We see massive filings of lawsuits across the state of Texas from these companies. In Collin County, for example, Asset Acceptance filed 19 lawsuits during the month of October, 18 in December, 12 in January, and 12 this month. Midland Funding filed at least 86 different lawsuits in the Denton County court system during the last three months of 2011.

If you are “working” with one of these companies, getting annoyed with their collection efforts, or even getting sued by one of them, you need to understand how they operate. These companies work from a global perspective, dealing with millions upon millions of dollars in charged-off debt and hundreds of thousands of consumers across the nation. You are but one in a million. You are definitely not alone.

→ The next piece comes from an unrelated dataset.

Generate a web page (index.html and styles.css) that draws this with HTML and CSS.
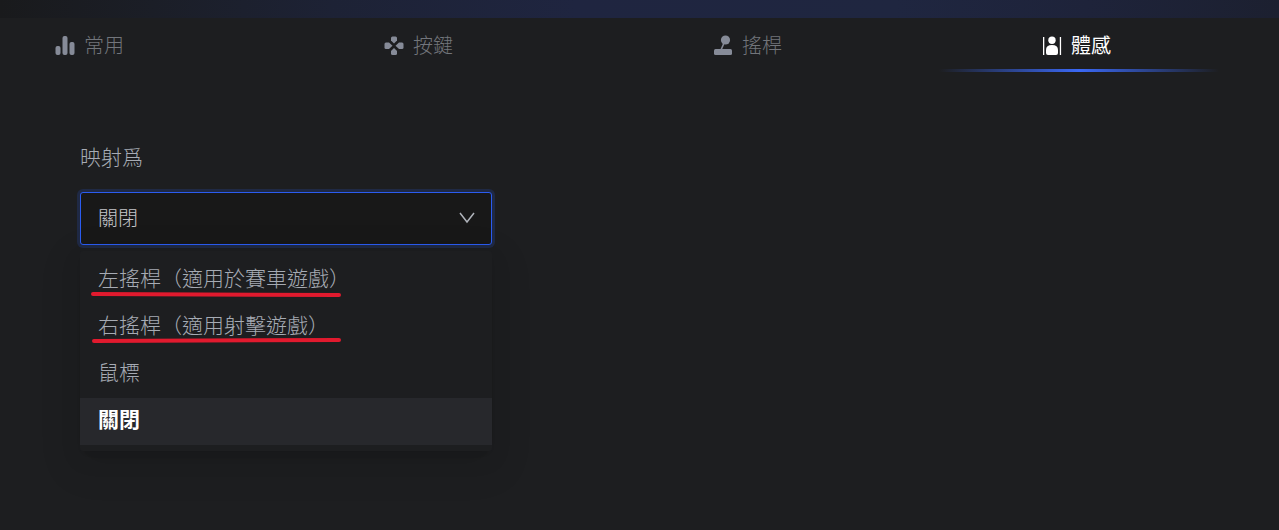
FILE: index.html
```html
<!DOCTYPE html>
<html lang="zh-Hant">
<head>
    <meta charset="UTF-8">
    <meta name="viewport" content="width=device-width, initial-scale=1.0">
    <title>體感</title>
    <link rel="stylesheet" href="styles.css">
</head>
<body>
    <div class="banner"></div>
    <nav class="tabs">
        <button class="tab">
            <svg class="tab-icon" viewBox="0 0 20 20">
                <rect x="0.5" y="11" width="5" height="9" rx="2"/>
                <rect x="7.5" y="1" width="5" height="19" rx="2"/>
                <rect x="14.5" y="7" width="5" height="13" rx="2"/>
            </svg>
            常用
        </button>
        <button class="tab">
            <svg class="tab-icon" viewBox="0 0 20 20">
                <path d="M8.500 1.500h3q1.500 0 1.500 1.500v2.500L10 8.500 7 5.500V3q0-1.500 1.500-1.500z"/>
                <path d="M8.500 20h3q1.500 0 1.500-1.500V16l-3-3-3 3v2.500q0 1.500 1.500 1.500z"/>
                <path d="M2 7.500h3l3.500 3.200L5 14H2q-1.500 0-1.500-1.500V9q0-1.500 1.500-1.500z"/>
                <path d="M18 7.500h-3l-3.500 3.200L15 14h3q1.500 0 1.500-1.500V9q0-1.500-1.500-1.500z"/>
            </svg>
            按鍵
        </button>
        <button class="tab">
            <svg class="tab-icon" viewBox="0 0 20 20">
                <circle cx="12.500" cy="5" r="4.600"/>
                <path d="M11 8L8 15" stroke="currentColor" stroke-width="1.600"/>
                <rect x="1" y="14" width="18" height="6" rx="1.500"/>
            </svg>
            搖桿
        </button>
        <button class="tab active">
            <svg class="tab-icon" viewBox="0 0 20 20">
                <rect x="1" y="2" width="1.300" height="18"/>
                <rect x="17.800" y="2" width="1.300" height="18"/>
                <circle cx="10" cy="5.300" r="3.700"/>
                <path d="M4 18v-3q0-5 6-5t6 5v3q0 2-2 2H6q-2 0-2-2z"/>
            </svg>
            體感
        </button>
    </nav>
    <main class="panel">
        <label class="field-label" for="mapping">映射爲</label>
        <div class="select-box">
            <select class="select" id="mapping">
                <option>左搖桿（適用於賽車遊戲）</option>
                <option>右搖桿（適用射擊遊戲）</option>
                <option>鼠標</option>
                <option selected>關閉</option>
            </select>
            <svg class="arrow" viewBox="0 0 16 12">
                <path d="M1 1l7 9 7-9"/>
            </svg>
            <ul class="menu">
                <li><button class="item">左搖桿（適用於賽車遊戲）</button></li>
                <li><button class="item">右搖桿（適用射擊遊戲）</button></li>
                <li><button class="item">鼠標</button></li>
                <li><button class="item selected">關閉</button></li>
            </ul>
            <svg class="marks" viewBox="0 0 252 54">
                <path d="M3 4L249 5"/>
                <path d="M4 51L249 50"/>
            </svg>
        </div>
    </main>
    <script>
        const select = document.getElementById('mapping');
        const items = document.querySelectorAll('.item');

        items.forEach((item, index) => {
            item.onclick = () => {
                select.selectedIndex = index;
                items.forEach(other => other.classList.remove('selected'));
                item.classList.add('selected');
            };
        });
    </script>
</body>
</html>
```
FILE: styles.css
```css
* {
    box-sizing: border-box;
}
body {
    margin: 0;
    min-height: 100vh;
    background-color: #1d1e20;
    color: #a6abb4;
    font-family: "Noto Sans CJK TC", sans-serif;
    font-size: 20px;
    font-weight: 300;
    line-height: 28px;
}
button, select {
    font: inherit;
    color: inherit;
    border: none;
    background: none;
    cursor: pointer;
}
.banner {
    height: 18px;
    background: linear-gradient(90deg, #191a1c 0%, #1b1e27 12%, #1d2235 26%, #1f2540 45%, #1f2640 70%, #1e233a 85%, #1c2030 100%);
}
.tabs {
    display: flex;
    justify-content: space-between;
    padding: 0 168px 0 55px;
}
.tab {
    position: relative;
    display: flex;
    align-items: center;
    gap: 9px;
    height: 54px;
    padding: 0;
    color: #72757b;
}
.tab-icon {
    width: 20px;
    height: 20px;
    color: #868b98;
    fill: currentColor;
}
.active, .active .tab-icon {
    color: #fff;
}
.active {
    font-weight: 400;
}
.active::after {
    content: "";
    position: absolute;
    left: 50%;
    bottom: 0;
    width: 280px;
    height: 3px;
    margin-left: -138px;
    background: linear-gradient(90deg, transparent, #3a68f5, transparent);
}
.panel {
    padding: 70px 80px;
}
.field-label {
    display: block;
    margin-bottom: 22px;
}
.field-label, .item {
    font-size: 21px;
}
.select-box {
    position: relative;
    max-width: 412px;
}
.select {
    display: block;
    appearance: none;
    width: 100%;
    height: 53px;
    padding: 0 17px 2px;
    border: 1px solid #2b5cf0;
    border-radius: 3px;
    outline: none;
    background-color: #181818;
    color: #c4c6ca;
    box-shadow: 0 0 0 3px #1f2944;
}
.arrow {
    position: absolute;
    right: 17px;
    top: 20px;
    width: 16px;
    height: 12px;
    fill: none;
    stroke: #b0b4bb;
    stroke-width: 1.5;
    pointer-events: none;
}
.menu {
    position: absolute;
    top: 59px;
    left: 0;
    width: 100%;
    margin: 0;
    padding: 6px 0;
    list-style: none;
    border-radius: 3px;
    background-color: #1d1e20;
    box-shadow: 0 4px 8px -5px rgba(0, 0, 0, 0.12), 0 8px 22px rgba(0, 0, 0, 0.08), 0 12px 38px 11px rgba(0, 0, 0, 0.05);
}
.item {
    display: block;
    width: 100%;
    height: 47px;
    padding: 0 18px 7px;
    text-align: left;
}
.selected {
    background-color: #27282c;
    color: #fff;
    font-weight: bold;
}
.marks {
    position: absolute;
    top: 98px;
    left: 10px;
    width: 252px;
    height: 54px;
    fill: none;
    stroke: #e11a2e;
    stroke-width: 4;
    stroke-linecap: round;
    pointer-events: none;
}
```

Why does that creditor want you to sign an “Agreed Judgment”?

Probably because you do not know what that means.

Whenever a civil lawsuit is filed, the plaintiff wins the case by obtaining a “judgment” against the Defendant. A “judgment” is the final determination by a court of proper jurisdiction of who wins the case. Sometimes, after a creditor files a civil suit to collect money from you, they will ask if you want to settle the debt by entering into an agreed judgment. An agreed judgment is as good as a regular judgment — except, of course, you have agreed to it. An agreed judgment, like a regular judgment, resolves the lawsuit.

The difference is that there is typically a settlement agreement that goes hand in hand with the agreed judgment that stipulates that you are to pay the creditor a certain sum, X, in order to satisfy the judgment amount, Y. By the completing the payment amount (or settlement amount), X, the creditor agrees that you will have satisfied the judgment amount, Y. In exchange for your promise to pay the discounted amount, X, the creditor promises not to “execute” or act upon the judgment, i.e. initiate bank account garnishment or seize nonexempt assets.

The danger in agreed judgments is that if you default in making the payments, the creditor, according to the terms of the settlement agreement, has a judgment against you for the full judgment amount, Y (minus payments that were made towards it, of course).